3. Be creative. The publishing world seems filled with rules. How to write a query letter. How to write a synopsis. How to hook your audience. How to explain your premise. How to craft your elevator pitch. How to approach an editor or agent. I met with many anxious writer-wannabes who were tied in knots over getting all the rules correct. So anxious, in fact, it dammed off their creative funkiness. They were so preoccupied with getting it "right" they forgot about great writing, amazing premise, and bang on creativity. While it is important to understand the language of ideas within publishing (proposals), it is even more important to fully unleash your creative talents and abilities in order to craft irresistible fiction. Being amazing is better than being technically correct.

4. Message driven fiction is boring. All fiction is spiritual in nature. It all points to something bigger than ourselves. When writing Christian fiction, it's important to focus on the story - not the moral of the story. Don't write a novel about redemption. Write a novel about characters who live and breath and experience redemption in a powerful way. Get out of the way of your story. Take your message and put it where it belongs - implicitly inside the movement of the story. This is the truest meaning of "show, don't tell". Show me a novel about redemption by taking me on a journey that highlights the complexity of humans in contact with grace. Plumb the unreasonable depths of humanity with your story. Let that be your focus.

5. All fiction is about the human condition. Several people I spoke to were interested in writing sci-fi and fantasy. Each felt that because the genres are "other worldly" it was impossible to focus the books on the human experience. They weren't writing about humans, after all. One dear soul said, "I'm writing about faeries - and the worlds they inhabit." My response is, "Faeries don't buy books." I am not a ravenous fantasy/sci-fi reader, but I've read enough to know that these genres arent' just about the human experience, but the best ones are the human experience stripped to it's barest elements.

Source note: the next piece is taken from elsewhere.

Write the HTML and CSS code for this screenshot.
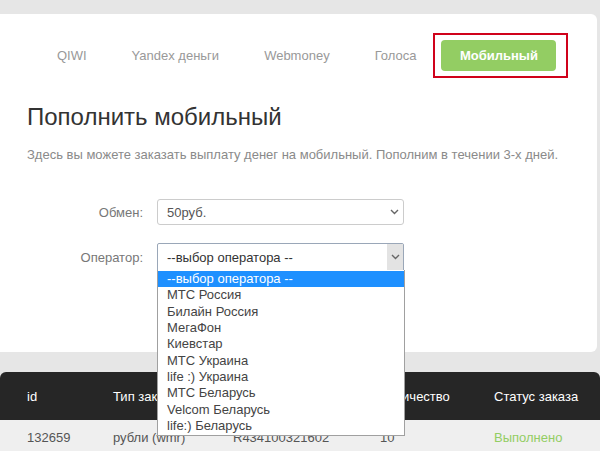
FILE: index.html
```html
<!DOCTYPE html>
<html lang="ru">
<head>
    <meta charset="utf-8">
    <title>Пополнить мобильный</title>
    <link rel="stylesheet" href="styles.css">
</head>
<body>
    <div class="card">
        <div class="tabs">
            <span class="tab">QIWI</span>
            <span class="tab">Yandex деньги</span>
            <span class="tab">Webmoney</span>
            <span class="tab">Голоса</span>
            <span class="tab-mark">
                <span class="tab active">Мобильный</span>
            </span>
        </div>

        <h1>Пополнить мобильный</h1>
        <p class="lead">Здесь вы можете заказать выплату денег на мобильный. Пополним в течении 3-х дней.</p>

        <div class="form">
            <div class="form-row">
                <span class="form-label">Обмен:</span>
                <div class="select">
                    <span>50руб.</span>
                    <span class="select-arrow">
                        <svg width="9" height="6" viewBox="0 0 9 6"><path d="M1 1l3.5 3.5L8 1" fill="none" stroke="#666" stroke-width="1.4"/></svg>
                    </span>
                </div>
            </div>
            <div class="form-row">
                <span class="form-label">Оператор:</span>
                <div class="select focused">
                    <span>--выбор оператора --</span>
                    <span class="select-arrow">
                        <svg width="9" height="6" viewBox="0 0 9 6"><path d="M1 1l3.5 3.5L8 1" fill="none" stroke="#666" stroke-width="1.4"/></svg>
                    </span>
                    <ul class="options">
                        <li class="selected">--выбор оператора --</li>
                        <li>МТС Россия</li>
                        <li>Билайн Россия</li>
                        <li>МегаФон</li>
                        <li>Киевстар</li>
                        <li>МТС Украина</li>
                        <li>life :) Украина</li>
                        <li>МТС Беларусь</li>
                        <li>Velcom Беларусь</li>
                        <li>life:) Беларусь</li>
                    </ul>
                </div>
            </div>
        </div>
    </div>

    <div class="orders">
        <div class="orders-head">
            <span>id</span>
            <span>Тип заказа</span>
            <span>Кошелек</span>
            <span>Количество</span>
            <span>Статус заказа</span>
        </div>
        <div class="orders-row">
            <span>132659</span>
            <span>рубли (wmr)</span>
            <span>R434100321602</span>
            <span>10</span>
            <span class="done">Выполнено</span>
        </div>
    </div>
</body>
</html>
```

FILE: styles.css
```css
body {
    margin: 0;
    background-color: #e6e6e6;
    font-family: "Liberation Sans", Arial, sans-serif;
    color: #333;
    overflow: hidden;
}

.card {
    width: 597px;
    height: 338px;
    margin-top: 14px;
    background-color: #fff;
    border-radius: 0 6px 6px 0;
    box-sizing: border-box;
    padding-top: 19px;
}

.tabs {
    display: flex;
    align-items: center;
    height: 45px;
    padding-left: 57px;
    gap: 45px;
}

.tab {
    font-size: 13px;
    color: #999;
}

.tab-mark {
    margin-left: -28px;
    border: 2px solid #d0021b;
    padding: 5px 10px 5px 6px;
    display: flex;
}

.tab.active {
    display: flex;
    align-items: center;
    justify-content: center;
    width: 115px;
    height: 31px;
    background-color: #93cd63;
    border-radius: 4px;
    color: #fff;
    font-weight: bold;
}

h1 {
    margin: 23px 0 0 27px;
    font-size: 24px;
    line-height: 32px;
    font-weight: normal;
    color: #333;
}

.lead {
    margin: 13px 0 0 27px;
    font-size: 13px;
    line-height: 18px;
    color: #8a8a8a;
}

.form {
    margin-top: 35px;
    display: flex;
    flex-direction: column;
    gap: 18px;
}

.form-row {
    display: flex;
    align-items: center;
}

.form-label {
    width: 143px;
    margin-right: 14px;
    text-align: right;
    font-size: 13px;
    color: #777;
}

.select {
    position: relative;
    display: flex;
    align-items: center;
    justify-content: space-between;
    width: 247px;
    height: 26px;
    box-sizing: border-box;
    padding-left: 9px;
    border: 1px solid #ccc;
    border-radius: 3px;
    font-size: 13px;
    color: #555;
}

.select.focused {
    height: 28px;
    border-color: #9aa7b8;
    border-radius: 2px 2px 0 0;
    color: #333;
}

.select-arrow {
    display: flex;
    align-items: center;
    justify-content: center;
    width: 16px;
    height: 100%;
    margin-right: 1px;
}

.focused .select-arrow {
    background-color: #e3e3e3;
    margin-right: 0;
}

.options {
    position: absolute;
    top: 100%;
    left: -1px;
    width: 248px;
    margin: 0;
    padding: 1px 0 1px;
    list-style: none;
    box-sizing: border-box;
    background-color: #fff;
    border: 1px solid #a0a0a0;
    border-top: none;
    z-index: 2;
}

.options li {
    height: 16.35px;
    line-height: 16px;
    padding-left: 9px;
    font-size: 13px;
    color: #444;
}

.options li.selected {
    background-color: #1e90ff;
    color: #fff;
}

.orders {
    margin-top: 20px;
    font-size: 13px;
}

.orders-head,
.orders-row {
    display: grid;
    grid-template-columns: 113px 120px 147px 114px 1fr;
    align-items: center;
}

.orders-head > span:first-child,
.orders-row > span:first-child {
    padding-left: 27px;
}

.orders-head {
    height: 48px;
    background-color: #262626;
    border-radius: 6px 6px 0 0;
    color: #fff;
}

.orders-row {
    height: 34px;
    background-color: #efefef;
    color: #555;
}

.done {
    color: #93cd63;
}
```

6. Being a writer presupposes self-understanding. We don't have to be Carl Rogers. We don't have to have "self-actualized" - but writers have a good grasp of their own identity, and empathy for the human condition. Writers need to be about to understand the human condition through the kaleidoscope of experience. The good, the bad, and the ugly. Writers look on all of it with unblinking, caring eyes. We listen long and hard to the voices that are different from our own, to the cultures and sub-cultures that we don't understand and are not a part of in order to add to our knowledge and compassion for people.

Time, dedication, and respect for the craft work together to make you a wonderful writer. I hope these reminders encourage you today.

I bid you good writing.


christian magazine said...

great ideas... though i need to go through and try to go out and attend these types of conferences...

L. Diane Wolfe said...

You nailed it with #1!!! I am stunned how many writers do not buy or read books. (Which is why I always tell author not to go to a writer's conference hoping to sell books - writers don't buy books!)

And the faeries bit made me chuckle...

Looking forward to hosting you this Sunday!

L. Diane Wolfe

Steve G said...

And the thoughts you have here tie in to the conversation at
If we want to write great books, we gotta get serious about the craft of writing. Almost any literate person can write a story, but it takes work and effort to write a great one.

Great Post!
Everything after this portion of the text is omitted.